Task goal:
Go through the listing beneath this task and return every line that carries the string "screenshot".

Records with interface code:

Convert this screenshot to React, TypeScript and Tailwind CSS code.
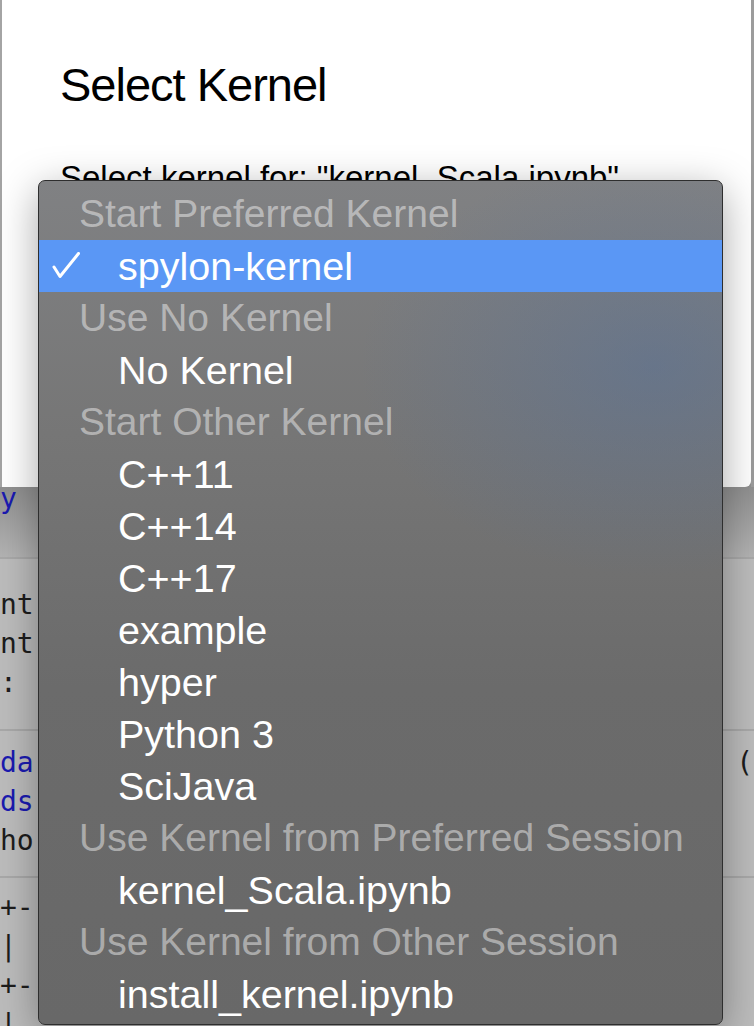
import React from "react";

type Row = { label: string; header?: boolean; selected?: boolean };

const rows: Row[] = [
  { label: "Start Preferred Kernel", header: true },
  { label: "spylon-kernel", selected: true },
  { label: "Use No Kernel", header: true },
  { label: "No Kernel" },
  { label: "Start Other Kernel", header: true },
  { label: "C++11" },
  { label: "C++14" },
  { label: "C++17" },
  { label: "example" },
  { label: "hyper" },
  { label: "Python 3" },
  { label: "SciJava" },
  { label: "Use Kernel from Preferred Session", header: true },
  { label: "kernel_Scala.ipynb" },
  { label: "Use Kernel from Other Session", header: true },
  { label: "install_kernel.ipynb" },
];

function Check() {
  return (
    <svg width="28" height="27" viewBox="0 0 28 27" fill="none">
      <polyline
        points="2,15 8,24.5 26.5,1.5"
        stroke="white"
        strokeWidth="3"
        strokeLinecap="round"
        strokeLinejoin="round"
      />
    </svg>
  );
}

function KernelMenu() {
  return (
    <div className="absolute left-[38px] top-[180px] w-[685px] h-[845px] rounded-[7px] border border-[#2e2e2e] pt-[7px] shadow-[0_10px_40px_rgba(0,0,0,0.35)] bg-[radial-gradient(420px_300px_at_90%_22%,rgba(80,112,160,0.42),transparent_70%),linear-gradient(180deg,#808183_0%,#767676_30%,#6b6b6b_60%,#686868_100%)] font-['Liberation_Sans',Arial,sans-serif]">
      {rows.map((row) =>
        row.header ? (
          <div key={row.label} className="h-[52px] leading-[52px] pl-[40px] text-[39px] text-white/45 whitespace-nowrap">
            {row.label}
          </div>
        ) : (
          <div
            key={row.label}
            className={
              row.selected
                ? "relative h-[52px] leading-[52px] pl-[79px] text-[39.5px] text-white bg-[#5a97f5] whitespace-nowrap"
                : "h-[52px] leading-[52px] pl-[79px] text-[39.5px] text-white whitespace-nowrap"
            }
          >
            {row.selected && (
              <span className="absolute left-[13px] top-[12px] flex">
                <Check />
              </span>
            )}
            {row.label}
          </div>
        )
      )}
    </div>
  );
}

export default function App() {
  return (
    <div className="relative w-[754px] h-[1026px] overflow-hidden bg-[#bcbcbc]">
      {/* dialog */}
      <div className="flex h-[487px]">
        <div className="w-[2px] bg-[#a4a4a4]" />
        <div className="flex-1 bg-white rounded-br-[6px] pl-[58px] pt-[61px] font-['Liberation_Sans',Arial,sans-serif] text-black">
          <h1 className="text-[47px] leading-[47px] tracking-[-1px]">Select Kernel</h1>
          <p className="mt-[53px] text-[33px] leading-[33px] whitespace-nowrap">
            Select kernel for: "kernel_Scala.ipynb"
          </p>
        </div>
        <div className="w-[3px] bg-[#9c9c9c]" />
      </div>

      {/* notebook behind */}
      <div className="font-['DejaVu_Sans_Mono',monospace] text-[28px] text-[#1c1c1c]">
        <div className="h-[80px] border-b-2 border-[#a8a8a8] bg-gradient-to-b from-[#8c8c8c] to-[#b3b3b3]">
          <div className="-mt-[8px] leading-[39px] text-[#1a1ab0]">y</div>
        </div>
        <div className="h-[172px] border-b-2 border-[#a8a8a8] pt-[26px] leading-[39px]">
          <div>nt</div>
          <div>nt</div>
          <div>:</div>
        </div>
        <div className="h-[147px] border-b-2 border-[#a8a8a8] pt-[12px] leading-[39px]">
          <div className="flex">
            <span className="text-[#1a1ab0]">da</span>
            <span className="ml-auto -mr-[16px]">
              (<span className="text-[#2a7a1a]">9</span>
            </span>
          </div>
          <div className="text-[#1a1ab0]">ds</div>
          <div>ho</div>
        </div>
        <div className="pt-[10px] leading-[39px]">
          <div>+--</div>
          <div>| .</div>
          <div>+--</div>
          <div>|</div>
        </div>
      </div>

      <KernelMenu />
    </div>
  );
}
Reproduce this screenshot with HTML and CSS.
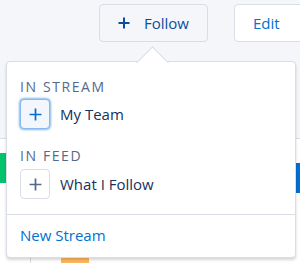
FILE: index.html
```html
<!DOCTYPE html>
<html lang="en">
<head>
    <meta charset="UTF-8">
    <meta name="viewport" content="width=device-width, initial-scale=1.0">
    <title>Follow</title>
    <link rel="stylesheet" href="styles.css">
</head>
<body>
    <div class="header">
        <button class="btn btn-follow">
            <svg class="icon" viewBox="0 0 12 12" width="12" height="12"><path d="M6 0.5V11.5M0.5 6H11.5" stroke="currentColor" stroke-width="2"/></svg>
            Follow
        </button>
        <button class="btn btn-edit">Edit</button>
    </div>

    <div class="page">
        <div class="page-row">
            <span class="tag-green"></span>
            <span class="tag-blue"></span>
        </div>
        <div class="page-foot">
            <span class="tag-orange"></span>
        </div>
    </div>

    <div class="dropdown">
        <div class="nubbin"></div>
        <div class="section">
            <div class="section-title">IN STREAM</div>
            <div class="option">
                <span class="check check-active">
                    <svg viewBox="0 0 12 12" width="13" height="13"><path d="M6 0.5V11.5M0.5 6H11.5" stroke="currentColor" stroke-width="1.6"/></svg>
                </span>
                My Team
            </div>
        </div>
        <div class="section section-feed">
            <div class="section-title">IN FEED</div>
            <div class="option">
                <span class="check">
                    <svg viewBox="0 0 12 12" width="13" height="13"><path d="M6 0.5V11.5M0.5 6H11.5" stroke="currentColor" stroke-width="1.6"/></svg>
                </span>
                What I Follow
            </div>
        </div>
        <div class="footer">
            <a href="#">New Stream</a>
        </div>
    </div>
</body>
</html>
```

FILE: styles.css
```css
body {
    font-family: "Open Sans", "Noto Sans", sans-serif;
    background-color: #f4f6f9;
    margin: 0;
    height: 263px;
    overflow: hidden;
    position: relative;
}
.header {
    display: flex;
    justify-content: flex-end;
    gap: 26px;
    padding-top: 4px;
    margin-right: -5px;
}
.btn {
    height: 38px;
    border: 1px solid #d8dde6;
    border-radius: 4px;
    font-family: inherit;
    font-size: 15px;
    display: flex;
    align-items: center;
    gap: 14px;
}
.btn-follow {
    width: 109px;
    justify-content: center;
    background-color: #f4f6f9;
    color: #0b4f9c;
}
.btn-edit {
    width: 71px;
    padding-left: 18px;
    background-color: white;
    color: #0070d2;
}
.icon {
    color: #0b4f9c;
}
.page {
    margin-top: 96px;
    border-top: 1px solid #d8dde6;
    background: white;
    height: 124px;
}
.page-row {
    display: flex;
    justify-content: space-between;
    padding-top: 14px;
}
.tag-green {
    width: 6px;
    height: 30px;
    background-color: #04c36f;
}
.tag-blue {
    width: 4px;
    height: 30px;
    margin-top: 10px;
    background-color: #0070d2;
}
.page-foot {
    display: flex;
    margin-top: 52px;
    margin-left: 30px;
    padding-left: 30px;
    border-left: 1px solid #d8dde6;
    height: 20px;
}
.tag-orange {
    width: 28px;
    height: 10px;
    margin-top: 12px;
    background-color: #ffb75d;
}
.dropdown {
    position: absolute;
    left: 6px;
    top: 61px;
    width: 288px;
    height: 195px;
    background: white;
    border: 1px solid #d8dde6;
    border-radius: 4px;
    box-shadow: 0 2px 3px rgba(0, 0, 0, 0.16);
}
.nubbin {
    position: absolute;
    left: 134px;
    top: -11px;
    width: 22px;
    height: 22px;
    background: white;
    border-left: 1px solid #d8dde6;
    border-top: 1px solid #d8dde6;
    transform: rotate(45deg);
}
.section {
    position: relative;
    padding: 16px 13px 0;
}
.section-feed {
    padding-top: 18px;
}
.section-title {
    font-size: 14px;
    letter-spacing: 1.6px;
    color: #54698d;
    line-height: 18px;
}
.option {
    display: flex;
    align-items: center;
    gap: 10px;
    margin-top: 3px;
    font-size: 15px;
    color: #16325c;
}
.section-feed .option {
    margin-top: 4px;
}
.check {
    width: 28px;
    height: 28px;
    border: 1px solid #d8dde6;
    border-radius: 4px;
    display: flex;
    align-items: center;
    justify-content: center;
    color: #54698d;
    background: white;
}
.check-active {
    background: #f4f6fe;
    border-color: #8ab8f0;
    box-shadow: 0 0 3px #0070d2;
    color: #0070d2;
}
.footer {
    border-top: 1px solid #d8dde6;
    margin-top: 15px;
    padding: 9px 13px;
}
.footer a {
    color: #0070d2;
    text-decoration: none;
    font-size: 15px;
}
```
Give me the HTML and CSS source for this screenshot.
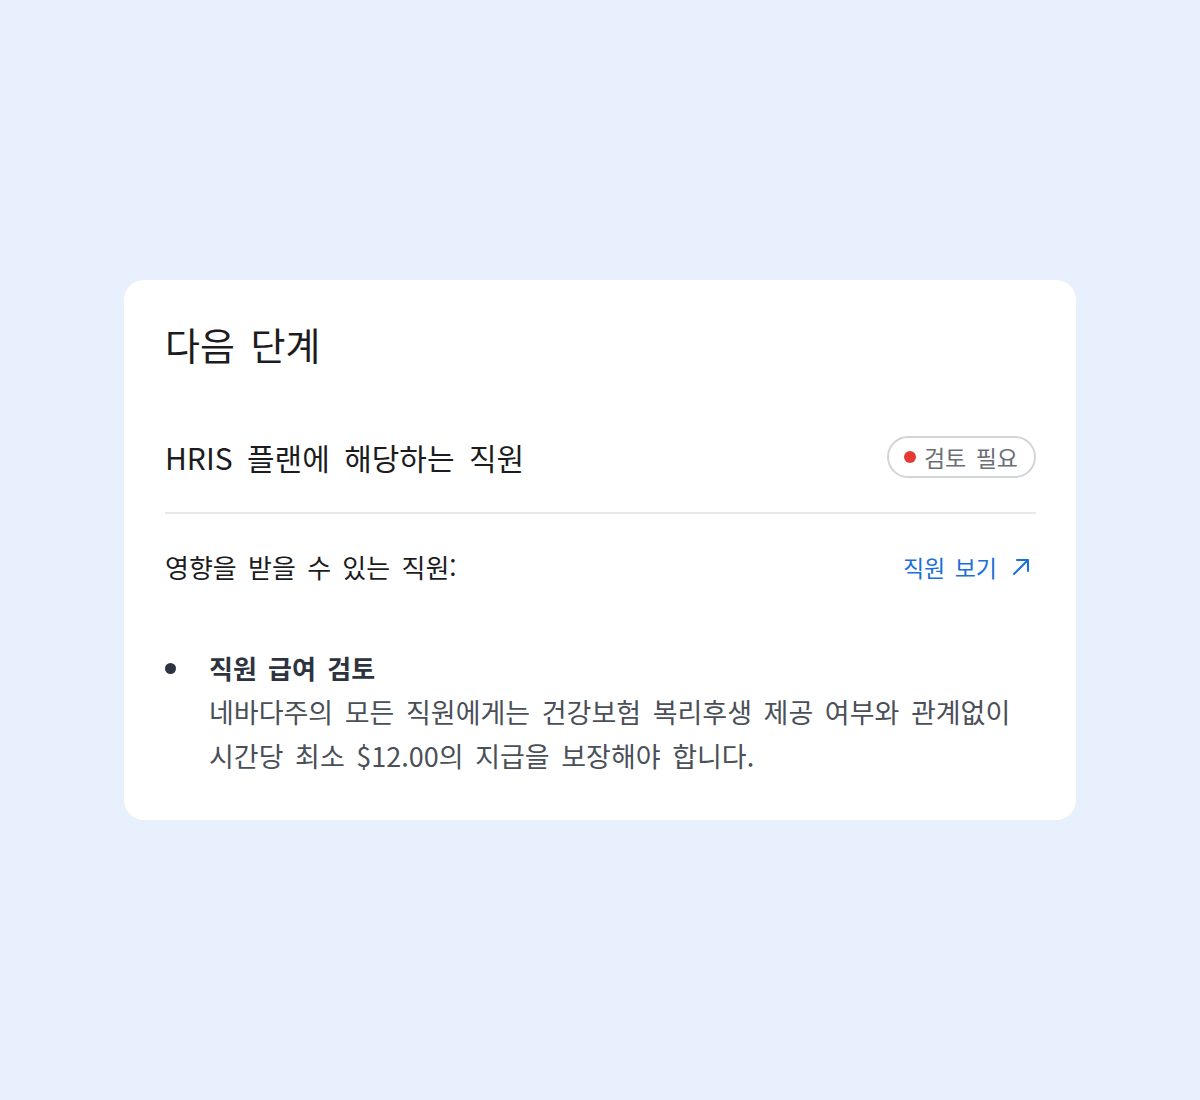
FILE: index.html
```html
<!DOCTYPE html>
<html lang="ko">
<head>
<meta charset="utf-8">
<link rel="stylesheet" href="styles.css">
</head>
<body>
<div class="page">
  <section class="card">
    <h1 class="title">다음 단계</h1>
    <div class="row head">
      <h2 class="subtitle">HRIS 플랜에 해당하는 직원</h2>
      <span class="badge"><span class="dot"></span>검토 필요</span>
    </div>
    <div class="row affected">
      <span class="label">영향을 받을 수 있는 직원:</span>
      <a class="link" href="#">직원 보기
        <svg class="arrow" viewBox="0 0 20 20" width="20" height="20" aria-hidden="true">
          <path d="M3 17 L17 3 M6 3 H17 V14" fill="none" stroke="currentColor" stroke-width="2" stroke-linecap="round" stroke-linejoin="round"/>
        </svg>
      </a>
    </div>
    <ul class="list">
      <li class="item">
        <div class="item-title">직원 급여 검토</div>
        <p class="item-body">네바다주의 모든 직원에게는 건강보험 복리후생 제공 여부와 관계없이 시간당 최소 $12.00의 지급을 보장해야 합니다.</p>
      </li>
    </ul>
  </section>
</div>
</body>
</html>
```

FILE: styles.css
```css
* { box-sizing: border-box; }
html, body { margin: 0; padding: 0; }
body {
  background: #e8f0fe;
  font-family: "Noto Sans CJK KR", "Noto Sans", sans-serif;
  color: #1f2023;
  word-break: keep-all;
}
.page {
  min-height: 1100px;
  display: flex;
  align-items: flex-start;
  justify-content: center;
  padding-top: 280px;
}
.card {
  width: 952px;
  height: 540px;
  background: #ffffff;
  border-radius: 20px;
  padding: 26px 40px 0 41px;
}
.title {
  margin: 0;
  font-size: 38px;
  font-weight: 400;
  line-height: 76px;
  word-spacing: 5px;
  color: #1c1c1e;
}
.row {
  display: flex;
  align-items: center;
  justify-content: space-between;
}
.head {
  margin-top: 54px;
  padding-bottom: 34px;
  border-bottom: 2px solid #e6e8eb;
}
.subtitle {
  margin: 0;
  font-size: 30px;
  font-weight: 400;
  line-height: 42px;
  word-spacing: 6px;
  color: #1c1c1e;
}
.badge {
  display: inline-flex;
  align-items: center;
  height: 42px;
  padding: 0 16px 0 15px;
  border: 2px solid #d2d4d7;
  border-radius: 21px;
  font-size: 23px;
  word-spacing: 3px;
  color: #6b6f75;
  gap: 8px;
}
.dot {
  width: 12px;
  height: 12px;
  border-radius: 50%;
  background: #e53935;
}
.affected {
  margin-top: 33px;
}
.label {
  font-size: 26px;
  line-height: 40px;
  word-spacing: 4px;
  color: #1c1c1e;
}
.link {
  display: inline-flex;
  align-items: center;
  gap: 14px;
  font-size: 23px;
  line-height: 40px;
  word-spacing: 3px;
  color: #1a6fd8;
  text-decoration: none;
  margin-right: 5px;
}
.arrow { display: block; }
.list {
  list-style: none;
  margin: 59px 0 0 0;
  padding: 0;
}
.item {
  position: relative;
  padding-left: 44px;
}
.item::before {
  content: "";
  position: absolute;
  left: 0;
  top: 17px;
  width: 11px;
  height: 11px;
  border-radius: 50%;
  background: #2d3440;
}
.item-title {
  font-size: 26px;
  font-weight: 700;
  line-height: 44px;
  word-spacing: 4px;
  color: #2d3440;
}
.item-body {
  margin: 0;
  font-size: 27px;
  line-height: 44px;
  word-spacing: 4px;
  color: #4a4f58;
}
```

Output:
Convert this screenshot to React, TypeScript and Tailwind CSS code.
Reproduce this screenshot with HTML and CSS.
Give me the HTML and CSS source for this screenshot.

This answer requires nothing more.